The scrapblog of a theological noncognitivist.
What a remarkably silly and bigoted point of view. It assumes that the only kind of "faith" is of the stupid religious variety.We all learn through having faith in those who teach us. We are frequently in a position of ignorance and have to trust the competence and integrity of those who present themselves as knowing what we don't (it can be as simple a matter as getting directions in a strange town, or conducting research.) We cannot go through life challenging every statement on the basis that if we haven't checked it for ourselves we won't believe it.Faith of course can be misplaced and should never be used as a substitute for reason, but without it we become paralysed. Should I go and see this new film everyone's talking about? It might be no good. The reviwers might be in the pay of the film company.

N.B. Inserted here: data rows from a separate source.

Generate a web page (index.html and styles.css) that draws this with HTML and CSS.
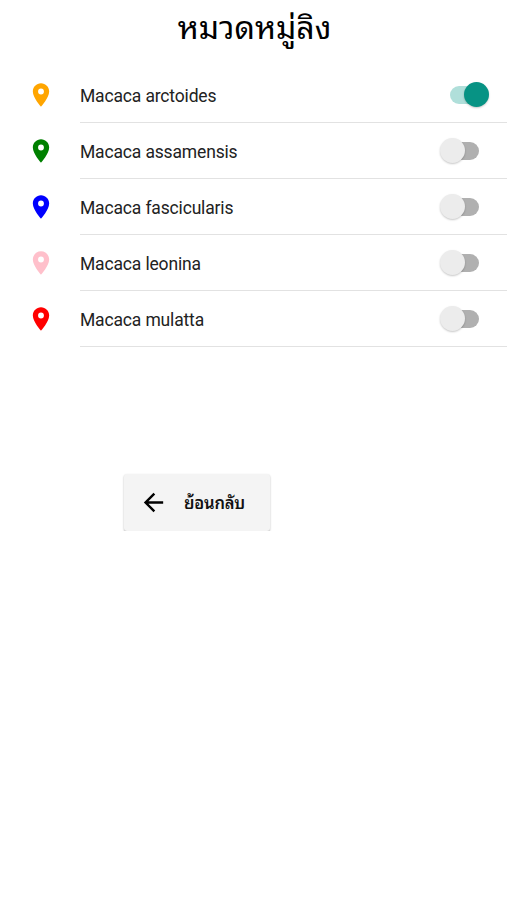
FILE: index.html
```html
<!DOCTYPE html>
<html lang="th">
<head>
<meta charset="utf-8">
<title>หมวดหมู่ลิง</title>
<link rel="stylesheet" href="styles.css">
</head>
<body>
<svg class="defs"><symbol id="pin" viewBox="0 0 24 24"><path fill-rule="evenodd" d="M12 2C8.13 2 5 5.13 5 9c0 5.25 7 13 7 13s7-7.75 7-13c0-3.87-3.13-7-7-7zm0 9.5a2.5 2.5 0 1 1 0-5 2.5 2.5 0 0 1 0 5z"/></symbol></svg>
<h1 class="title">หมวดหมู่ลิง</h1>
<ul class="list">
<li class="row orange"><svg class="pin"><use href="#pin"/></svg><div class="item"><span class="name">Macaca arctoides</span><span class="switch on"></span></div></li>
<li class="row green"><svg class="pin"><use href="#pin"/></svg><div class="item"><span class="name">Macaca assamensis</span><span class="switch"></span></div></li>
<li class="row blue"><svg class="pin"><use href="#pin"/></svg><div class="item"><span class="name">Macaca fascicularis</span><span class="switch"></span></div></li>
<li class="row pink"><svg class="pin"><use href="#pin"/></svg><div class="item"><span class="name">Macaca leonina</span><span class="switch"></span></div></li>
<li class="row red"><svg class="pin"><use href="#pin"/></svg><div class="item"><span class="name">Macaca mulatta</span><span class="switch"></span></div></li>
</ul>
<button class="back"><svg class="arrow" viewBox="0 0 24 24"><path d="M20 11H7.83l5.59-5.59L12 4l-8 8 8 8 1.41-1.41L7.83 13H20v-2z"/></svg><span class="label">ย้อนกลับ</span></button>
</body>
</html>
```

FILE: styles.css
```css
* { box-sizing: border-box; }
body { margin: 0; background: #fff; color: #222; font-family: Roboto, "Noto Sans Thai Looped", "Noto Looped Thai", Loma, Waree, Garuda, Umpush, Tahoma, sans-serif; }
.defs { display: none; }
.title { margin: 0; height: 67px; padding: 7px 0 0 2px; font-size: 32px; line-height: 42px; font-weight: 400; color: #000; text-align: center; }
.list { margin: 0; padding: 0; list-style: none; }
.row { display: flex; height: 56px; align-items: center; padding-left: 27px; }
.pin { width: 28px; height: 28px; margin-right: 25px; fill: currentColor; }
.item { flex: 1; height: 56px; display: flex; align-items: center; justify-content: space-between; padding: 1px 28px 0 0; border-bottom: 1px solid #e2e2e2; }
.name { padding-top: 1px; color: #222; font-size: 17.5px; letter-spacing: -.16px; }
.orange { color: #ffa500; }
.green { color: #008000; }
.blue { color: #00f; }
.pink { color: #ffc0cb; }
.red { color: #f00; }
.switch { position: relative; width: 37px; height: 18px; border-radius: 9px; background: #b0b0b0; }
.switch::after { content: ""; position: absolute; left: -2px; top: -4px; width: 25px; height: 25px; border-radius: 50%; background: #ececec; box-shadow: 0 1px 2px rgba(0,0,0,.22); }
.switch.on { margin-right: -8px; background: #b0dfda; }
.switch.on::after { left: 14px; background: #079384; }
.back { display: flex; align-items: center; width: 146px; height: 57px; margin: 127px 0 0 124px; padding: 0 0 0 15px; border: 0; border-radius: 3px; background: #f4f4f4; box-shadow: 0 1px 2px rgba(0,0,0,.3); font-family: inherit; }
.arrow { width: 29px; height: 29px; margin-right: 16px; }
.label { padding-bottom: 2px; font-size: 16.5px; font-weight: 600; letter-spacing: -.2px; color: #111; }
```
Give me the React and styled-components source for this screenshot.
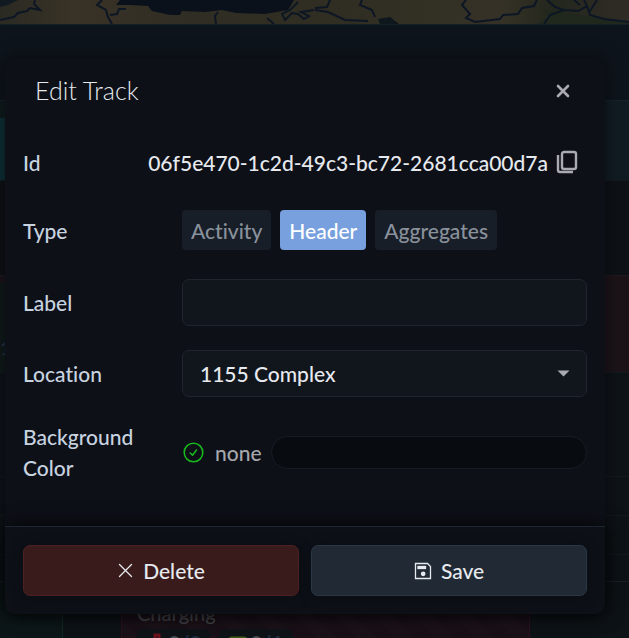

My friends might not share my tastes. But if I decide to see it I'm going to have to trust something, if only my only hunch that it's worth spending an evening watching it.Many people look up to mentors, wise persons, whose judgement they trust; and you could argue that a Christian does this in respect of the cumulative wisdom (if such it is) of the New Testament. If your mentor's judgement later proves faulty you lose respect for him, and if you don't like what the Bible says that's fine. But the idea that there is some virtue in having no faith, in trusting simply to empirical data and your own highly imperfect judgement is pathetic and immature. I think the writer actually means "indoctination" in which case I agree with him but he or she should learn to use the language correctly.
As it was on the 'atheistmeme' website. I think most readers would have taken the "stupid religious variety" as read.